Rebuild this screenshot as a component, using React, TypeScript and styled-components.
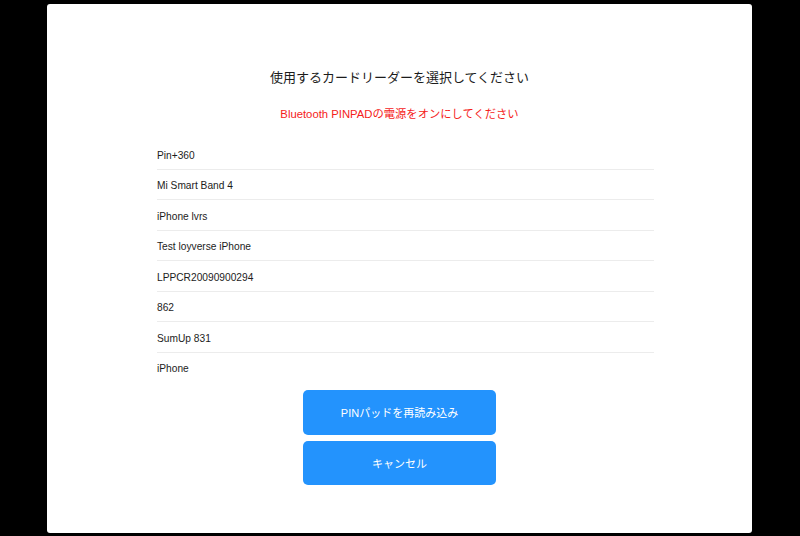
import styled, { createGlobalStyle } from 'styled-components';

const GlobalStyle = createGlobalStyle`
	html, body {
		margin: 0;
		padding: 0;
		background: #000;
	}
	body {
		font-family: 'Liberation Sans', 'Noto Sans CJK JP', sans-serif;
		-webkit-font-smoothing: antialiased;
	}
`;

const Screen = styled.div`
	width: 800px;
	height: 536px;
	background: #000;
	padding: 4px 48px 3px 47px;
	box-sizing: border-box;
	display: flex;
`;

const Card = styled.div`
	flex: 1;
	background: #fff;
	border-radius: 3px;
	display: flex;
	flex-direction: column;
	align-items: center;
	padding-top: 64px;
`;

const Title = styled.h1`
	margin: 0;
	font-size: 13px;
	font-weight: 400;
	line-height: 20px;
	color: #1c1c1c;
`;

const Warning = styled.p`
	margin: 17px 0 0;
	font-size: 11.3px;
	line-height: 18px;
	color: #f5221b;
`;

const DeviceList = styled.ul`
	list-style: none;
	margin: 16px 0 0 110px;
	padding: 0;
	width: 497px;
	align-self: flex-start;
`;

const DeviceRow = styled.li<{ $last?: boolean }>`
	height: 29.5px;
	padding-top: 3px;
	box-sizing: border-box;
	display: flex;
	align-items: center;
	font-size: 10.2px;
	color: #1c1c1c;
	border-bottom: ${(p) => (p.$last ? '1px solid transparent' : '1px solid #ececec')};
	height: 30.5px;
`;

const Actions = styled.div`
	margin-top: 7px;
	display: flex;
	flex-direction: column;
	gap: 6px;
`;

const ActionButton = styled.button`
	width: 193px;
	height: 44.5px;
	border: none;
	border-radius: 5px;
	background: #2393fd;
	color: #fff;
	font-family: inherit;
	font-size: 11px;
	cursor: pointer;
`;

const devices = [
	'Pin+360',
	'Mi Smart Band 4',
	'iPhone lvrs',
	'Test loyverse iPhone',
	'LPPCR20090900294',
	'862',
	'SumUp 831',
	'iPhone',
];

const App = () => {
	return (
		<Screen>
			<GlobalStyle />
			<Card>
				<Title>使用するカードリーダーを選択してください</Title>
				<Warning>Bluetooth PINPADの電源をオンにしてください</Warning>
				<DeviceList>
					{devices.map((name, i) => (
						<DeviceRow key={name} $last={i === devices.length - 1}>
							{name}
						</DeviceRow>
					))}
				</DeviceList>
				<Actions>
					<ActionButton>PINパッドを再読み込み</ActionButton>
					<ActionButton>キャンセル</ActionButton>
				</Actions>
			</Card>
		</Screen>
	);
};

export default App;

What is asked – Repeat the listing in full and exactly. Do not include any images.

Response below –
Rebuild this screenshot as a component, using React, TypeScript and styled-components.
import styled, { createGlobalStyle } from 'styled-components';

const GlobalStyle = createGlobalStyle`
	html, body {
		margin: 0;
		padding: 0;
		background: #000;
	}
	body {
		font-family: 'Liberation Sans', 'Noto Sans CJK JP', sans-serif;
		-webkit-font-smoothing: antialiased;
	}
`;

const Screen = styled.div`
	width: 800px;
	height: 536px;
	background: #000;
	padding: 4px 48px 3px 47px;
	box-sizing: border-box;
	display: flex;
`;

const Card = styled.div`
	flex: 1;
	background: #fff;
	border-radius: 3px;
	display: flex;
	flex-direction: column;
	align-items: center;
	padding-top: 64px;
`;

const Title = styled.h1`
	margin: 0;
	font-size: 13px;
	font-weight: 400;
	line-height: 20px;
	color: #1c1c1c;
`;

const Warning = styled.p`
	margin: 17px 0 0;
	font-size: 11.3px;
	line-height: 18px;
	color: #f5221b;
`;

const DeviceList = styled.ul`
	list-style: none;
	margin: 16px 0 0 110px;
	padding: 0;
	width: 497px;
	align-self: flex-start;
`;

const DeviceRow = styled.li<{ $last?: boolean }>`
	height: 29.5px;
	padding-top: 3px;
	box-sizing: border-box;
	display: flex;
	align-items: center;
	font-size: 10.2px;
	color: #1c1c1c;
	border-bottom: ${(p) => (p.$last ? '1px solid transparent' : '1px solid #ececec')};
	height: 30.5px;
`;

const Actions = styled.div`
	margin-top: 7px;
	display: flex;
	flex-direction: column;
	gap: 6px;
`;

const ActionButton = styled.button`
	width: 193px;
	height: 44.5px;
	border: none;
	border-radius: 5px;
	background: #2393fd;
	color: #fff;
	font-family: inherit;
	font-size: 11px;
	cursor: pointer;
`;

const devices = [
	'Pin+360',
	'Mi Smart Band 4',
	'iPhone lvrs',
	'Test loyverse iPhone',
	'LPPCR20090900294',
	'862',
	'SumUp 831',
	'iPhone',
];

const App = () => {
	return (
		<Screen>
			<GlobalStyle />
			<Card>
				<Title>使用するカードリーダーを選択してください</Title>
				<Warning>Bluetooth PINPADの電源をオンにしてください</Warning>
				<DeviceList>
					{devices.map((name, i) => (
						<DeviceRow key={name} $last={i === devices.length - 1}>
							{name}
						</DeviceRow>
					))}
				</DeviceList>
				<Actions>
					<ActionButton>PINパッドを再読み込み</ActionButton>
					<ActionButton>キャンセル</ActionButton>
				</Actions>
			</Card>
		</Screen>
	);
};

export default App;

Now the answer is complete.